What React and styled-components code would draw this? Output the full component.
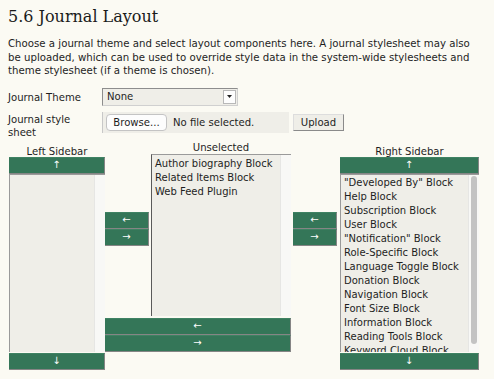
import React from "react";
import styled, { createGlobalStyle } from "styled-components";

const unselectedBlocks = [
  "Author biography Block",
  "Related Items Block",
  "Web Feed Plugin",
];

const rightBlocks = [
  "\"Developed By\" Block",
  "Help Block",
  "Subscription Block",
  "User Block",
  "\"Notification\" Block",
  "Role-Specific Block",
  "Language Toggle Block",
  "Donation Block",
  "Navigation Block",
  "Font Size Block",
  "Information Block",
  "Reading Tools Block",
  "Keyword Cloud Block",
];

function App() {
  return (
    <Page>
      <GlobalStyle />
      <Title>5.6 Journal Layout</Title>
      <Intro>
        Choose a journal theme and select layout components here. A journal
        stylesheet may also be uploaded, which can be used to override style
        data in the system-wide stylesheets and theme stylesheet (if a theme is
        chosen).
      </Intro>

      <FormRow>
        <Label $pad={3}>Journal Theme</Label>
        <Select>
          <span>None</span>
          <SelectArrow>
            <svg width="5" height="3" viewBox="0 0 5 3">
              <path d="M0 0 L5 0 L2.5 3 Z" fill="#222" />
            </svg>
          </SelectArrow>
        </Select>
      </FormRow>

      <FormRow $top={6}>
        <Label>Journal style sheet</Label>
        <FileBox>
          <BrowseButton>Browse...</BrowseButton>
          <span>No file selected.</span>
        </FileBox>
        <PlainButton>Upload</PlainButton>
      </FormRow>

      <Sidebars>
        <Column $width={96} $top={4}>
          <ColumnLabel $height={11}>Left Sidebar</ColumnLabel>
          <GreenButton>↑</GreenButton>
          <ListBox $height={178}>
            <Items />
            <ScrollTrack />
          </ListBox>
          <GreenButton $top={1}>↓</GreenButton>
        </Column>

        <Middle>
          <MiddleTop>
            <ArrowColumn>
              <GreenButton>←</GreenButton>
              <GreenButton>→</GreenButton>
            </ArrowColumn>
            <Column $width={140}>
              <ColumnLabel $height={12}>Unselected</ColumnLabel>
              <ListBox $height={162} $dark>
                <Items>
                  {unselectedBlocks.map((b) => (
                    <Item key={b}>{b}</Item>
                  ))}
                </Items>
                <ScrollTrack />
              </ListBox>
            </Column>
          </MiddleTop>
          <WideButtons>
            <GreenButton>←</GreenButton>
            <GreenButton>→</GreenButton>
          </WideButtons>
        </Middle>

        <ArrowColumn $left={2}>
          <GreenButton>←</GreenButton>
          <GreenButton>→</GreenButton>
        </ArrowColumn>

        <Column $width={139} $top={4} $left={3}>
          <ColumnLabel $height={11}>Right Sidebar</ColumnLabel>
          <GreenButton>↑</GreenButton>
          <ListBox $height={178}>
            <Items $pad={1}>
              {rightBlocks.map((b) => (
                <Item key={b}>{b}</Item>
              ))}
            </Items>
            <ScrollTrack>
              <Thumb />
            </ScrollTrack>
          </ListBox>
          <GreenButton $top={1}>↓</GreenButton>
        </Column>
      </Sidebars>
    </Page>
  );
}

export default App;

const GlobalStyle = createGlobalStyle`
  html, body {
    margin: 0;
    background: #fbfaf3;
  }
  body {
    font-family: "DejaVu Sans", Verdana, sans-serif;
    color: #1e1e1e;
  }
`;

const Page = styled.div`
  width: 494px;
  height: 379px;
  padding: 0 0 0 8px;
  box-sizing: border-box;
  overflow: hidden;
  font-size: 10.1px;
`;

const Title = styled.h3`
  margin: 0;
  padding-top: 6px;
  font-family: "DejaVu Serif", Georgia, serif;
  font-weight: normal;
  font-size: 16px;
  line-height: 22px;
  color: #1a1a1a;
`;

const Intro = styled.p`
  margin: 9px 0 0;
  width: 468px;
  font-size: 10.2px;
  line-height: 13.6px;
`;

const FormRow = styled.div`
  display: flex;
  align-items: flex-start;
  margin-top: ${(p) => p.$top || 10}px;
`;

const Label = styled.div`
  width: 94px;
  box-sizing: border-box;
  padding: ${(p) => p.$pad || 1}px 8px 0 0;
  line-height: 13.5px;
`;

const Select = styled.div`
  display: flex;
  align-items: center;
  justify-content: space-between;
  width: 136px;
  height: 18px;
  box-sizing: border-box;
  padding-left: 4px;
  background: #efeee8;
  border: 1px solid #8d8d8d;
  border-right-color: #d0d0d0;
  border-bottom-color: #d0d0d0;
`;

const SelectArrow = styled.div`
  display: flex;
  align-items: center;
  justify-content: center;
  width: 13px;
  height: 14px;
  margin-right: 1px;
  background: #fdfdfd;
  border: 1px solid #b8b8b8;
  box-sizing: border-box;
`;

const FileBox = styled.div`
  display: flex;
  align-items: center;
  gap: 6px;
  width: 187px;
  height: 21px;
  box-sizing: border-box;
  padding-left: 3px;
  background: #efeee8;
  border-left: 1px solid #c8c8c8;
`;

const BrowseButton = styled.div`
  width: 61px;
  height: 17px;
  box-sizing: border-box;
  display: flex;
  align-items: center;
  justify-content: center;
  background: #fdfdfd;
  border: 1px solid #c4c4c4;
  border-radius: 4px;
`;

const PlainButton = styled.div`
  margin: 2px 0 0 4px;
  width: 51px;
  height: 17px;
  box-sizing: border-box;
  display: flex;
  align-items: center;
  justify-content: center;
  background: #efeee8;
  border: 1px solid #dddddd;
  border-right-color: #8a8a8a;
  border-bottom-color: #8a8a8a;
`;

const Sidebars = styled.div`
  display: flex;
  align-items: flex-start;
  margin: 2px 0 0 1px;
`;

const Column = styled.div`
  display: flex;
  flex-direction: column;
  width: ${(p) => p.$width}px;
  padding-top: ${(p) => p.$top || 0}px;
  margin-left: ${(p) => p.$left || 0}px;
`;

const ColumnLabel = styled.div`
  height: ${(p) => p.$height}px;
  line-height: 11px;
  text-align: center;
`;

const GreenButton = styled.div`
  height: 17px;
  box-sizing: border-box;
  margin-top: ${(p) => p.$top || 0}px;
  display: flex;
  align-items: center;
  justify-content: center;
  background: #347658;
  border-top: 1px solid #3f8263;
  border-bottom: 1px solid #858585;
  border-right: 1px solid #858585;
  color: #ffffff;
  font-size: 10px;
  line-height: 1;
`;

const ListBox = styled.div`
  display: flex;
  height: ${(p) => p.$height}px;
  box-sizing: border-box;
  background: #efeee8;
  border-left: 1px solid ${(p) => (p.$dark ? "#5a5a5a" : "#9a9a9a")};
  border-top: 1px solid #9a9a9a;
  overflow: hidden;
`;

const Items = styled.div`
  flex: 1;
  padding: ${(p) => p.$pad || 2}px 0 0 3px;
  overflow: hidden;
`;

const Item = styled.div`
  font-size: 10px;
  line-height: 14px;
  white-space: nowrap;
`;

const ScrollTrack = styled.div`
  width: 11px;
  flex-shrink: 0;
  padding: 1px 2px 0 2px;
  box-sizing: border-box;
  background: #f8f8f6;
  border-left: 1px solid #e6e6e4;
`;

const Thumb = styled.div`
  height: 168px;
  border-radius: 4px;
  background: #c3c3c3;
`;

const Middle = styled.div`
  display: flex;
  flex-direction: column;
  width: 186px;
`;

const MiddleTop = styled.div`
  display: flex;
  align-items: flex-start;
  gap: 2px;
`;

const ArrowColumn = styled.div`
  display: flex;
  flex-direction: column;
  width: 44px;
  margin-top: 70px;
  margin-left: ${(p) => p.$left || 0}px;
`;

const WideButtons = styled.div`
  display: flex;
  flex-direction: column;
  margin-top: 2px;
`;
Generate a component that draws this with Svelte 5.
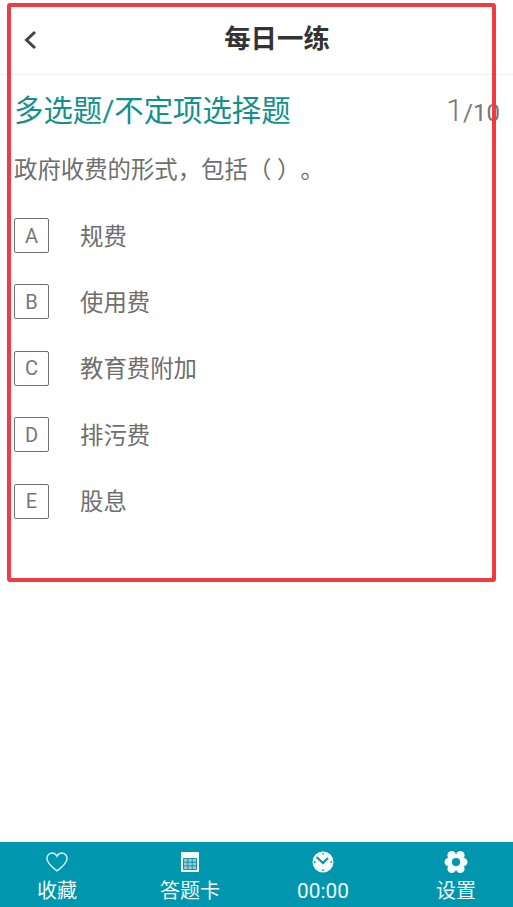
=-=-=-=-=
» **EXERCISE REQUIREMENTS**
Establish how many lines of the material above hold the word "components". Nothing but the count should be returned.

» **EXPECTED ANSWER**
3